Being an American, I took 'Diploma' in this context to mean "General Equivalency Diploma" (GED for short).
In the US, education is generally free, as in Germany. But unlike in Germany we aspire (or, rather, pretend to aspire) to give all our students "the best" education. We pretend, for as long as possible in each student's academic career, that all students are really interested in learning more than the bare basics and that each is destined for university.
At the same time, our "educationists" tend to actually teach (I use the word advisedly) the vast majority of students in their charge by the lowest common denominator. Heaven forefend that Little Johnny's delicate self-esteem should be bruised by actually having to strive to accomplish (which would mean the risk of failure to accomplish exists) anything which might justify his possession of that carefully nurtured self-esteem.
Consequently, US high schools are full of students who don't want to be there and/or don't see that they're getting anything of value from their education. It's a fact of human nature that we tend not to value as highly those things which are "free" as compared to those things which we earn.
At the same time, once you're 16, you can legally emancipate yourself from the education bureaucracy. And, a very high percentage of our students do just that.
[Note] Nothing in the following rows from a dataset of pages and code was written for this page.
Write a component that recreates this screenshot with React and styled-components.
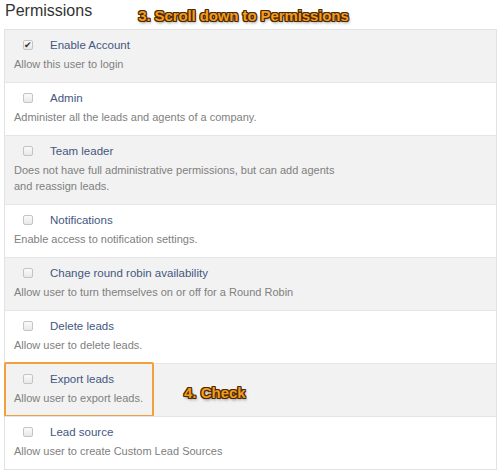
import React from 'react';
import styled, { createGlobalStyle } from 'styled-components';

const GlobalStyle = createGlobalStyle`
  body {
    margin: 0;
    background: #ffffff;
    font-family: "Helvetica Neue", "Liberation Sans", Arial, sans-serif;
  }
`;

const permissions = [
  { title: 'Enable Account', text: 'Allow this user to login', checked: true },
  { title: 'Admin', text: 'Administer all the leads and agents of a company.' },
  {
    title: 'Team leader',
    text: 'Does not have full administrative permissions, but can add agents and reassign leads.',
  },
  { title: 'Notifications', text: 'Enable access to notification settings.' },
  { title: 'Change round robin availability', text: 'Allow user to turn themselves on or off for a Round Robin' },
  { title: 'Delete leads', text: 'Allow user to delete leads.' },
  { title: 'Export leads', text: 'Allow user to export leads.', highlight: true },
  { title: 'Lead source', text: 'Allow user to create Custom Lead Sources' },
];

const App = () => {
  return (
    <Page>
      <GlobalStyle />
      <Header>
        <Title>Permissions</Title>
        <Callout>3. Scroll down to Permissions</Callout>
      </Header>
      <Table>
        {permissions.map((p, i) => (
          <Row key={p.title} $striped={i % 2 === 0}>
            {p.highlight && (
              <>
                <Highlight />
                <StepNote>4. Check</StepNote>
              </>
            )}
            <Label>
              <Check type="checkbox" defaultChecked={p.checked} />
              <span>{p.title}</span>
            </Label>
            <Desc>{p.text}</Desc>
          </Row>
        ))}
      </Table>
    </Page>
  );
};

const Page = styled.div`
  width: 500px;
  height: 471px;
  overflow: hidden;
  padding: 0 3px 0 4px;
  box-sizing: border-box;
`;

const Header = styled.div`
  display: flex;
  align-items: flex-start;
  height: 29px;
  padding: 1px 0 0 1px;
  box-sizing: border-box;
  gap: 46px;
`;

const Title = styled.h3`
  margin: 0;
  font-size: 16px;
  line-height: 20px;
  font-weight: normal;
  color: #333;
`;

const annotation = `
  font-family: "Liberation Sans", Arial, sans-serif;
  font-weight: bold;
  font-size: 15px;
  color: #f39c1e;
  text-shadow:
    -1px -1px 0 #4a2a05, 1px -1px 0 #4a2a05, -1px 1px 0 #4a2a05, 1px 1px 0 #4a2a05,
    0 1px 0 #4a2a05, 0 -1px 0 #4a2a05, 1px 0 0 #4a2a05, -1px 0 0 #4a2a05,
    1px 2px 3px rgba(0, 0, 0, 0.5);
`;

const Callout = styled.div`
  ${annotation}
  line-height: 20px;
  margin-top: 5px;
  letter-spacing: -0.1px;
`;

const Table = styled.div`
  border: 1px solid #e2e2e2;
  display: flex;
  flex-direction: column;
`;

const Row = styled.div`
  position: relative;
  background: ${(p) => (p.$striped ? '#f2f2f2' : '#ffffff')};
  border-top: 1px solid #e6e6e6;
  padding: 7px 10px 10px 9px;
  &:first-child {
    border-top: none;
  }
`;

const Label = styled.label`
  display: flex;
  align-items: center;
  gap: 17px;
  padding-left: 9px;
  height: 16px;
  font-size: 11.5px;
  color: #44577f;
`;

const Check = styled.input`
  appearance: none;
  width: 10px;
  height: 10px;
  margin: 0;
  border: 1px solid #c4c4c4;
  border-radius: 2px;
  background: linear-gradient(#fbfbfb, #e8e8e8);
  display: grid;
  place-items: center;
  &:checked::after {
    content: '✔';
    font-size: 9px;
    line-height: 1;
    color: #333;
  }
`;

const Desc = styled.div`
  margin-top: 3px;
  font-size: 11px;
  line-height: 16px;
  color: #808080;
  max-width: 330px;
`;

const Highlight = styled.div`
  position: absolute;
  left: -1px;
  top: -2px;
  bottom: -1px;
  width: 146px;
  border: 2px solid #f1a03e;
  border-radius: 2px;
  pointer-events: none;
`;

const StepNote = styled.div`
  ${annotation}
  position: absolute;
  left: 179px;
  top: 20px;
`;

export default App;
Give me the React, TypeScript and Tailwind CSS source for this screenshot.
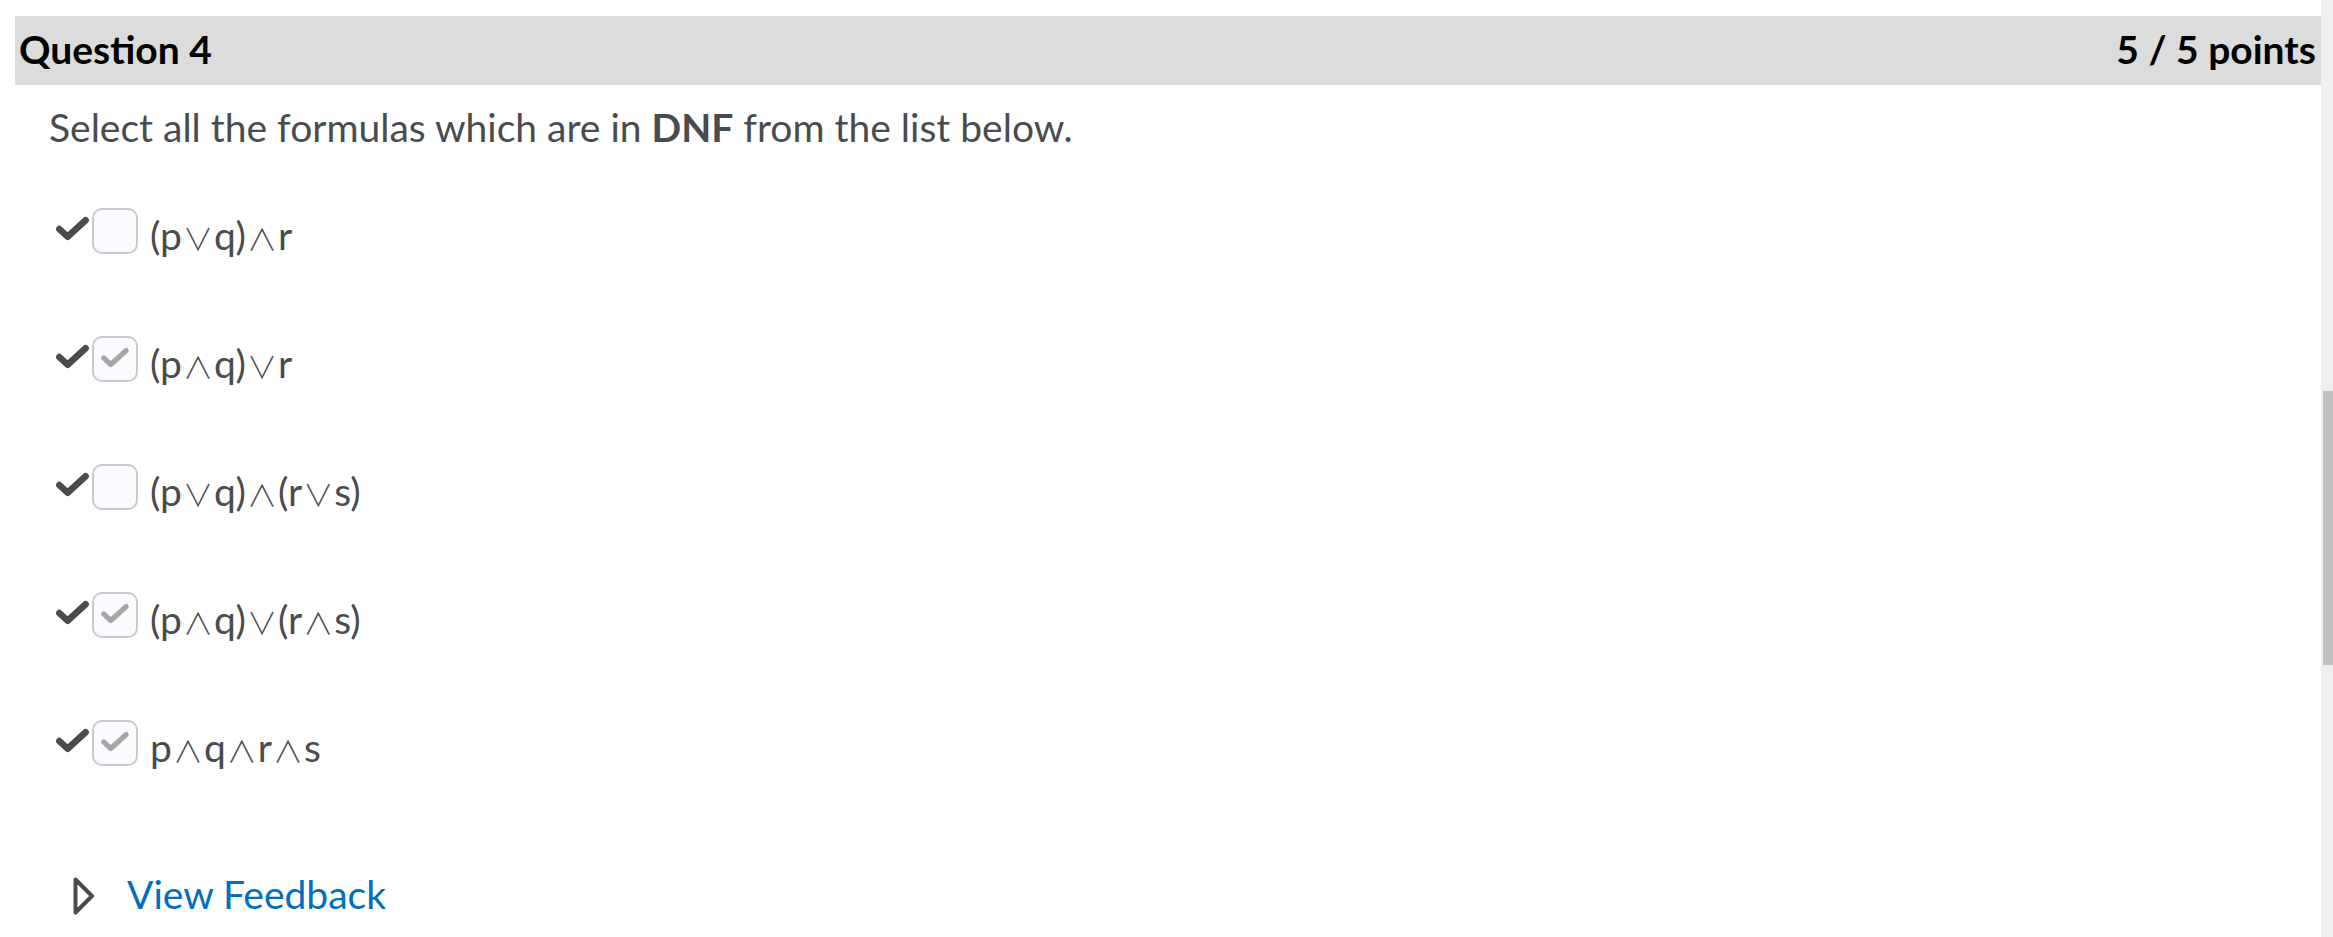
const options = [
  { parts: ["(p", "∨", "q)", "∧", "r"], checked: false },
  { parts: ["(p", "∧", "q)", "∨", "r"], checked: true },
  { parts: ["(p", "∨", "q)", "∧", "(r", "∨", "s)"], checked: false },
  { parts: ["(p", "∧", "q)", "∨", "(r", "∧", "s)"], checked: true },
  { parts: ["p", "∧", "q", "∧", "r", "∧", "s"], checked: true },
];

function Tick({ className, width }: { className?: string; width: number }) {
  return (
    <svg viewBox="0 0 32 24" className={className} fill="none">
      <path d="M4 12.5l7.5 7L28 4.5" stroke="currentColor" strokeWidth={width} strokeLinecap="round" strokeLinejoin="round" />
    </svg>
  );
}

function Option({ parts, checked }: { parts: string[]; checked: boolean }) {
  return (
    <div className="flex items-center h-[128px]">
      <Tick width={6} className="w-[35px] h-[27px] text-[#494c4e] mt-[-4px]" />
      <div className="ml-[2px] w-[46px] h-[46px] rounded-[10px] border-2 border-[#cacaca] bg-[#f9fbff] flex items-center justify-center">
        {checked && <Tick width={5.5} className="w-[30px] h-[23px] text-[#a6a6a6] mt-[-2px]" />}
      </div>
      <span className="ml-[12px] text-[39px] leading-none mt-[10px] flex items-baseline">
        {parts.map((p, i) =>
          i % 2 === 1 ? (
            <span key={i} className="font-['Noto_Sans_CJK_JP',sans-serif] font-light text-[30px] px-[1px]">
              {p}
            </span>
          ) : (
            <span key={i}>{p}</span>
          )
        )}
      </span>
    </div>
  );
}

export default function App() {
  return (
    <div className="flex w-[2333px] h-[937px] bg-white overflow-hidden font-['Lato','DejaVu_Sans',sans-serif] text-[#494c4e]">
      <div className="flex-1 flex flex-col pt-[16px] pl-[15px]">
        <div className="flex justify-between items-center h-[69px] bg-[#dcdcdc] pl-[4px] pr-[5px] pb-[3px] text-black font-bold text-[39px]">
          <h2>Question 4</h2>
          <span>5 / 5 points</span>
        </div>
        <div className="pl-[34px] pt-[15px]">
          <p className="text-[39px] leading-[1.4]">
            Select all the formulas which are in <b>DNF</b> from the list below.
          </p>
          <div className="flex flex-col mt-[12px] pl-[6px]">
            {options.map((o) => (
              <Option key={o.parts.join("")} {...o} />
            ))}
          </div>
          <div className="flex items-center mt-[58px] pl-[24px]">
            <svg viewBox="0 0 22 38" className="w-[22px] h-[38px] mt-[4px]" fill="none">
              <path d="M2.5 2.5L19 19L2.5 35.5Z" stroke="#494c4e" strokeWidth="4" strokeLinejoin="round" />
            </svg>
            <a className="ml-[32px] text-[39px] text-[#006fbf]">View Feedback</a>
          </div>
        </div>
      </div>
      <div className="w-[12px] bg-[#efefef] flex justify-end">
        <div className="w-[10px] h-[274px] mt-[391px] bg-[#c1c1c1]" />
      </div>
    </div>
  );
}
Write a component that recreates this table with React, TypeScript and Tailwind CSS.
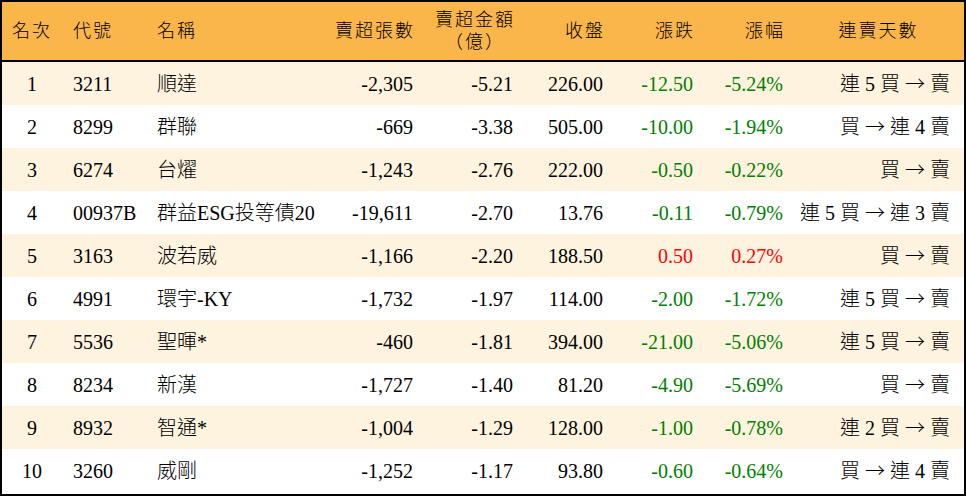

A few years later, they often realize that high school wasn't quite as worthless as they'd thought at the time. Perhaps they finally realize that education isn't something which happens *to* you, but rather is an on-going process that you do to yourself. Or, perhaps mere economics is the motivation -- generally, lack of a high school diploma limits one's employment options to the lower paying and/or more physically demanding jobs.
So, most (if not all) States have the GED program. The now older, and one hopes wiser, former students take a test. Success at the test earns them the legal, if not quite socal, equal of the high school diploma they could have had earlier.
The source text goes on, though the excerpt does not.